El rechazo del Plan de Iguala por los realistas de ciudad de México y del propio virrey tuvo como efecto la división del bando monárquico y la mezcla de los leales a Iturbide con los viejos insurgentes en lo que se llamó el Ejército Trigarante. Desde España, en mayo de 1821, se procedió a la destitución de Apodaca y su reemplazo por un liberal que llegó a estar preso bajo la restauración de Fernando VII, en 1814: Juan de O’Donojú, el cual arribó a Nueva España en agosto.
Después de la Batalla de Azcapotzalco, el 19 de agosto, Iturbide y O’Donojú se reunieron el 24 de agosto y firmaron los Tratados de Córdoba, el 24 de agosto de 1821, en los que se reconoce la independencia del Imperio Mexicano, con un régimen monárquico constitucional, que se ofreció a Fernando VII o a otro miembro de la dinastía borbónica, y en caso de que ninguno aceptara las Cortes designarían un soberano, el cual al fin y al cabo fue el propio Agustín de Iturbide.

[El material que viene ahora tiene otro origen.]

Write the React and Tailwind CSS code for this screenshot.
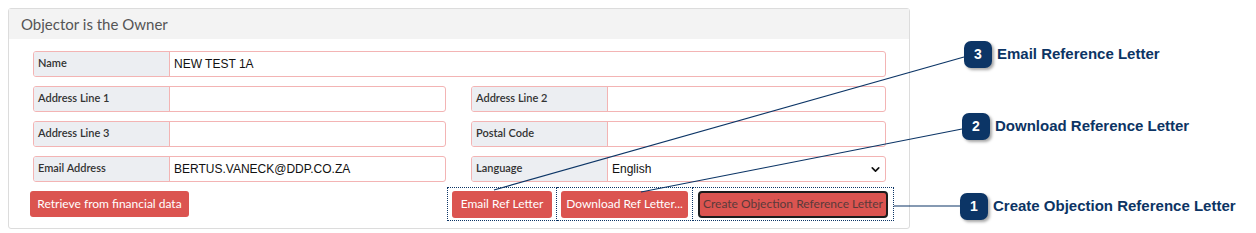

El 16 de septiembre de 1821, O’Donojú e Iturbide proclamaron el final de la guerra. La Junta Provisional Gubernativa de 38 miembros que se designó se encontraba bien representada la oligarquía mexicana pro-monárquica hasta la última hora, pero ninguno de los jefes insurgentes que lucharon por la independencia fue convocado a participar, menos que menos, Vicente Guerrero, ni si quiera los más moderados, como Ignacio López Rayón, ni otros.
El 18 de mayo de 1822 el Congreso, electo de manera estamental al viejo estilo colonial, nombró a Agustín I como emperador del Imperio Mexicano. La lucha entre conservadores y reformistas liberales se prolongaría por todo el siglo XIX al igual que las guerras civiles.